Technology and public trust
Poor communication has created a vacuum in Slovakia filled by misinformation and conspiracy theories about a potential COVID-19 vaccine, the origin of the coronavirus and the threats to privacy proposed by new technology.
Marian Kotleba, leader of the neo-fascist People’s Party Our Slovakia, LSNS, that won eight per cent of votes in Slovakia’s February general election, has shared conspiracies about microchips being implanted into people against their will, while former Prime Minister Robert Fico, leader of SMER-SD, has accused Matovic’s government of planning to spy on people via their phone data.
According to survey conducted by the Slovak Academy of Sciences, a large majority of voters for both parties believe the coronavirus was created in a lab and deliberately disseminated, while just 40 per cent of Slovaks say they would get vaccinated against COVID-19 once a vaccine becomes available.
“Insufficient communication creates space for those who shout the loudest, although they often talk rubbish, from the absurdities about microchips and manipulations to the 5G networks,” Cox told the May 15 online discussion, referring to a conspiracy theory that 5G mobile technology helps spread the virus.
“We want to believe,” she said, “that in designing the latest technological solutions, the officials have kept in mind questions like digital exclusion or discrimination caused by the lack of internet access, or social oversight.”
Need for vigilance
As countries emerge from lockdown, the development of smartphone apps to combat the spread of COVID-19 is being watched with mounting concern by human rights organisations concerned at their potential for abuse.
“Some restrictions on people’s rights may be justifiable during a public health emergency, but people are being asked to sacrifice their privacy and turn over personal data for use by untested technologies,” Deborah Brown, senior digital rights researcher at Human Rights Watch, said last week.
“Containing the pandemic and reopening society are essential goals, but we can do this without pervasive surveillance.”
Erik Lastic, head of the political science department at the Comenius University in Bratislava, said the pandemic had only further underlined the failure of the Slovak state to keep pace with technology. For years, corruption and incompetence have stymied efforts to create an effective digital public administration system.
“The last decade, at the least, has shown that the state is failing in the development of any information systems,” said Lastic, also taking part in the online discussion. “It would be very unrealistic to expect that the pandemic can suddenly change that.”

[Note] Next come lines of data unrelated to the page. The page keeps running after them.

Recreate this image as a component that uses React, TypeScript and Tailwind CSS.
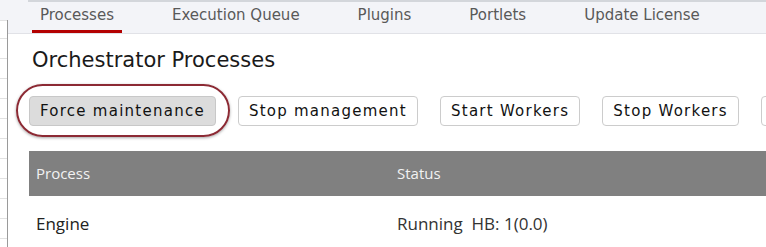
import React from "react";

const tabs = ["Processes", "Execution Queue", "Plugins", "Portlets", "Update License"];
const buttons = ["Force maintenance", "Stop management", "Start Workers", "Stop Workers"];

export default function App() {
  return (
    <div className="relative w-[766px] h-[247px] overflow-hidden bg-white flex" style={{ fontFamily: '"DejaVu Sans", Verdana, sans-serif' }}>
      {/* left strip */}
      <div className="w-[8px] shrink-0 flex flex-col">
        <div className="h-[20px] bg-[#f3f4f8] shrink-0" />
        <div className="flex-1 bg-white border-r border-[#9a9a9a] flex flex-col">
          <div className="h-[18px] border-t border-[#e2e2e2] shrink-0" />
          {Array.from({ length: 11 }).map((_, i) => (
            <div key={i} className="h-[20px] border-t border-[#e2e2e2] shrink-0" />
          ))}
        </div>
      </div>

      {/* main */}
      <div className="flex-1 min-w-0 flex flex-col">
        <div className="bg-[#f3f4f8] border-b border-[#e1e2e7]">
          <div className="ml-[20px] h-[2px] bg-[#d3d6db]" />
          <div className="flex pl-[24px] gap-[42px] h-[31px]">
            {tabs.map((t, i) => (
              <div
                key={t}
                className={
                  "px-[8px] flex items-center text-[15px] text-[#595959] whitespace-nowrap border-b-[3px] pb-[1px] " +
                  (i === 0 ? "border-[#b30000]" : "border-transparent")
                }
              >
                {t}
              </div>
            ))}
          </div>
        </div>

        <div className="pl-[21px] flex flex-col">
          <h1 className="ml-[3px] mt-[14px] text-[21px] leading-[24px] text-[#1a1a1a] whitespace-nowrap">
            Orchestrator Processes
          </h1>

          <div className="flex gap-[22px] mt-[24px]">
            {buttons.map((b, i) => (
              <button
                key={b}
                className={
                  "shrink-0 h-[30px] px-[10px] border rounded-[4px] text-[15px] tracking-[1.25px] text-[#111] whitespace-nowrap " +
                  (i === 0 ? "bg-[#dcdcdc] border-[#c8c8c8]" : "bg-white border-[#cccccc]")
                }
                style={{ fontFamily: '"DejaVu Sans", Verdana, sans-serif' }}
              >
                {b}
              </button>
            ))}
            <div className="shrink-0 w-[100px] h-[30px] border border-[#cccccc] rounded-[4px] bg-white" />
          </div>

          <div className="mt-[25px] w-[745px]" style={{ fontFamily: '"Open Sans", "Noto Sans", sans-serif' }}>
            <div className="h-[45px] bg-[#808080] flex items-center text-[15px] text-[#f2f2f2]">
              <div className="w-[361px] px-[7px]">Process</div>
              <div className="px-[7px]">Status</div>
            </div>
            <div className="flex pt-[16px] text-[17px] leading-[24px] text-[#222]">
              <div className="w-[361px] px-[7px]">Engine</div>
              <div className="px-[7px] whitespace-pre text-[#333]">Running  HB: 1(0.0)</div>
            </div>
          </div>
        </div>
      </div>

      {/* annotation highlight */}
      <div className="absolute left-[16px] top-[84px] w-[214px] h-[53px] rounded-full border-2 border-[#8c2a34] shadow-[0_1px_3px_rgba(0,0,0,0.35)] pointer-events-none" />
    </div>
  );
}
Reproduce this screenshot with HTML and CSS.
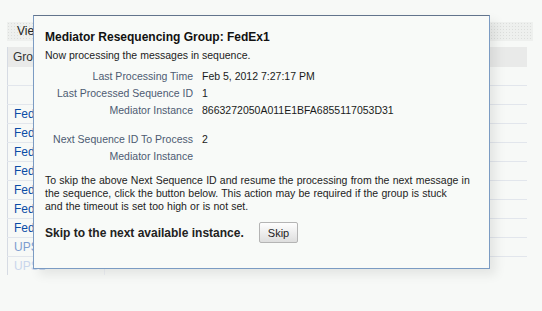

Lastic said it was “good” that legislation introduced to combat COVID-19 was limited to the end of 2020, but that the experience of some countries, particularly in sidestepping legal restraints in the fight against terrorism since the 9/11 attacks on the United States, showed the need for vigilance.
“It would be naïve to trust that the state would limit itself and that it wouldn’t use tools that had worked well for it once,” he said.